**Job:** Transcribe the material verbatim in full; the pictures do not belong in the copy.

**Recorded data:**
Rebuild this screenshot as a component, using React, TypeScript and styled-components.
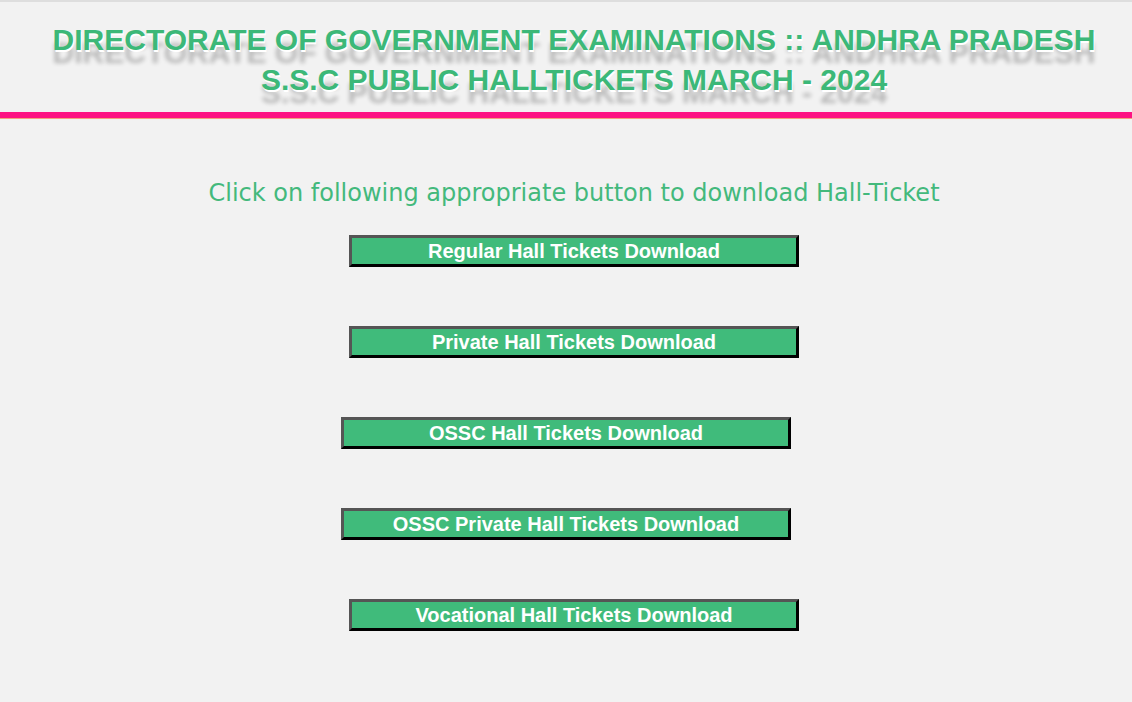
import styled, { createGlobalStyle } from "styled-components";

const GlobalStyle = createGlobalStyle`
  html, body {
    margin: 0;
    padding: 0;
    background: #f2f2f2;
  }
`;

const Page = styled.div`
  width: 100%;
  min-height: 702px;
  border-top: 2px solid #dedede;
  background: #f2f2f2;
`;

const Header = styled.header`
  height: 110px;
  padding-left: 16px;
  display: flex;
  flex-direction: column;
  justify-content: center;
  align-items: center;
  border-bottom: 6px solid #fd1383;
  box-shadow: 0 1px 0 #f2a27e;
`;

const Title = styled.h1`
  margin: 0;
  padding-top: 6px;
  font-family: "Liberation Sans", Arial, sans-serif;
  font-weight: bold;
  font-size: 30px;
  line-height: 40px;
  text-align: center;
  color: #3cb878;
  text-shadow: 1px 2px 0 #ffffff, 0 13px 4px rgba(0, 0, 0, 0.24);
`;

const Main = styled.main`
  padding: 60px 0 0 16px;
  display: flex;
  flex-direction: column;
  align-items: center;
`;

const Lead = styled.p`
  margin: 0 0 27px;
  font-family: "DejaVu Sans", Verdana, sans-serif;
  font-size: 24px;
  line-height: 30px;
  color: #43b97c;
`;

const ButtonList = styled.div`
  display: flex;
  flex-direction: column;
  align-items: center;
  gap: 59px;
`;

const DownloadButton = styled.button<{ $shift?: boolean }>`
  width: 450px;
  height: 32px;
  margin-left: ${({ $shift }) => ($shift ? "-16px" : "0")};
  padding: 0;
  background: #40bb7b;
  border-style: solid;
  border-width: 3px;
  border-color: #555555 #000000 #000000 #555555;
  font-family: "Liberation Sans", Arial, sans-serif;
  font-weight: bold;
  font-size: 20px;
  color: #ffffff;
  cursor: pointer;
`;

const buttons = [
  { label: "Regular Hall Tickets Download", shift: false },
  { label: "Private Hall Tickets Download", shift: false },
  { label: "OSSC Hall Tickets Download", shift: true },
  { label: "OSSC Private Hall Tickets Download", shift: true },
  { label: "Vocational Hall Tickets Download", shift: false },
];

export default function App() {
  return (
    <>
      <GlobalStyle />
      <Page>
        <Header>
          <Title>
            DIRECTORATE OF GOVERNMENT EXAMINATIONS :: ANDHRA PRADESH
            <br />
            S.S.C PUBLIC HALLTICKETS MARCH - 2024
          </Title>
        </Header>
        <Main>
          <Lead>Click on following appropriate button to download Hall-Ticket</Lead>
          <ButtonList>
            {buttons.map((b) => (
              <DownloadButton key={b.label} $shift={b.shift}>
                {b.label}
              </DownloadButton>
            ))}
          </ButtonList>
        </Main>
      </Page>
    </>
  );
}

**Result of the task:**
Rebuild this screenshot as a component, using React, TypeScript and styled-components.
import styled, { createGlobalStyle } from "styled-components";

const GlobalStyle = createGlobalStyle`
  html, body {
    margin: 0;
    padding: 0;
    background: #f2f2f2;
  }
`;

const Page = styled.div`
  width: 100%;
  min-height: 702px;
  border-top: 2px solid #dedede;
  background: #f2f2f2;
`;

const Header = styled.header`
  height: 110px;
  padding-left: 16px;
  display: flex;
  flex-direction: column;
  justify-content: center;
  align-items: center;
  border-bottom: 6px solid #fd1383;
  box-shadow: 0 1px 0 #f2a27e;
`;

const Title = styled.h1`
  margin: 0;
  padding-top: 6px;
  font-family: "Liberation Sans", Arial, sans-serif;
  font-weight: bold;
  font-size: 30px;
  line-height: 40px;
  text-align: center;
  color: #3cb878;
  text-shadow: 1px 2px 0 #ffffff, 0 13px 4px rgba(0, 0, 0, 0.24);
`;

const Main = styled.main`
  padding: 60px 0 0 16px;
  display: flex;
  flex-direction: column;
  align-items: center;
`;

const Lead = styled.p`
  margin: 0 0 27px;
  font-family: "DejaVu Sans", Verdana, sans-serif;
  font-size: 24px;
  line-height: 30px;
  color: #43b97c;
`;

const ButtonList = styled.div`
  display: flex;
  flex-direction: column;
  align-items: center;
  gap: 59px;
`;

const DownloadButton = styled.button<{ $shift?: boolean }>`
  width: 450px;
  height: 32px;
  margin-left: ${({ $shift }) => ($shift ? "-16px" : "0")};
  padding: 0;
  background: #40bb7b;
  border-style: solid;
  border-width: 3px;
  border-color: #555555 #000000 #000000 #555555;
  font-family: "Liberation Sans", Arial, sans-serif;
  font-weight: bold;
  font-size: 20px;
  color: #ffffff;
  cursor: pointer;
`;

const buttons = [
  { label: "Regular Hall Tickets Download", shift: false },
  { label: "Private Hall Tickets Download", shift: false },
  { label: "OSSC Hall Tickets Download", shift: true },
  { label: "OSSC Private Hall Tickets Download", shift: true },
  { label: "Vocational Hall Tickets Download", shift: false },
];

export default function App() {
  return (
    <>
      <GlobalStyle />
      <Page>
        <Header>
          <Title>
            DIRECTORATE OF GOVERNMENT EXAMINATIONS :: ANDHRA PRADESH
            <br />
            S.S.C PUBLIC HALLTICKETS MARCH - 2024
          </Title>
        </Header>
        <Main>
          <Lead>Click on following appropriate button to download Hall-Ticket</Lead>
          <ButtonList>
            {buttons.map((b) => (
              <DownloadButton key={b.label} $shift={b.shift}>
                {b.label}
              </DownloadButton>
            ))}
          </ButtonList>
        </Main>
      </Page>
    </>
  );
}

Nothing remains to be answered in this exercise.